Ambae - Orientation

Identification. Ambae is an island that has had many names. The earliest European who wrote on the region adopted the explorer Bougainville's designation of the island as Ile de Lepreux or Leper's Isle; after 1880, most European writers used one of five variant spellings of Aoba, usually pronounced Omba. People on the island insist that Aoba is a name of nonindigenous origin, possibly a European misappropriation of the local word for "seabird." In 1980, near the time of Vanuatu's Independence, the Aoba Council of Chiefs officially renamed the island Ambae. Acrimonious debate between customary chiefs and Western-educated young leaders preceded the council's decision to give the island a new name. On Ambae, as in many parts of Vanuatu, knowledge of a place's "true" name is a vital aspect of establishing control over the place itself.

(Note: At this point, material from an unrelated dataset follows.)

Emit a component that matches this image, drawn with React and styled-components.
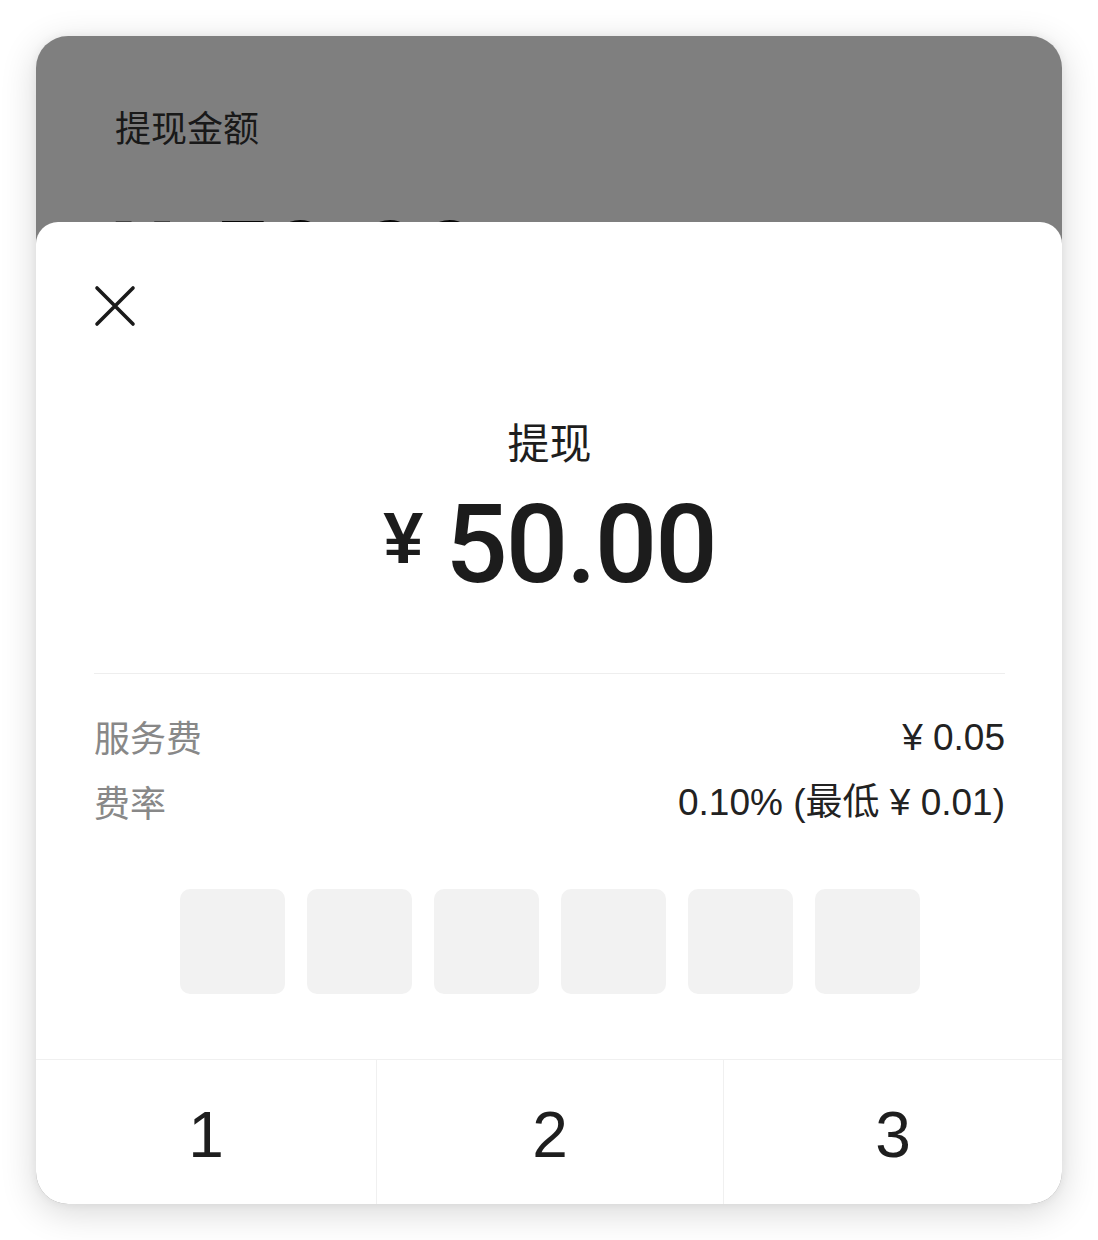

Location. Ambae is situated in northern Vanuatu between 167°40′ and 167°46′ E and between 15°13′ and 15°24′ S. It has a total land area of 399 square kilometers and is one of the largest islands in northern Vanuatu. Its volcano (which is dormant rather than extinct) has a central caldera that rises to 1,300 meters with cloud cover above 450 meters. Eruptions have occurred in small craters along the NE-SW spine of the island. The most recent spilled down the northeast coast in the early 1900s. There are no permanent rivers on Ambae but lack of water seldom is a problem, even during the dry season from April to October: parts of the island receive up to 400 centimeters of rainfall per year. Dark volcanic loam carpets much of the island, and in most years Ambaeans enjoy a rich harvest of root crops, green vegetables, fruit, and nuts. Two shoulders of the central mountain separate the eastern and western sides of the island. The mountainous Terrain makes foot travel between East and West Ambae difficult, and there is little trade or intermarriage between people living on the two sides of the island.

Demography. In 1885, a British colonial official estimated the population of Ambae to be between 10,000 and 12,000; however, a 1919 census recorded only 4,000 people living on the island. According to the last official census in 1979, the island's population of 7,754 resides in 306 separate localities. The two halves of the island have roughly equal numbers of inhabitants, but two-thirds of the population of West Ambae live in Nduindui, a densely settled area of 18.2 square kilometers over which households are more or less evenly distributed. Throughout the rest of the island, clustered households form hamlets. Typically, these include three or four nuclear families. For example, in Longana in 1982, hamlet size averaged 16 people. Occasional hamlet clusters, such as develop around a church, may have populations that approach 100. Hamlets are scattered along the coast and in the hills, up to a maximum of about 3 kilometers inland.

Linguistic Affiliation. There are two languages spoken on the island, Nduindui (West Ambae) and Northeast Aoban (East Ambae). Both are multidialectal: on the eastern portion of the island alone, linguists have found over fifteen dialects. People from East and West Ambae understand each other's native language only with difficulty and usually communicate with each other in Bislama, the lingua franca of Vanuatu.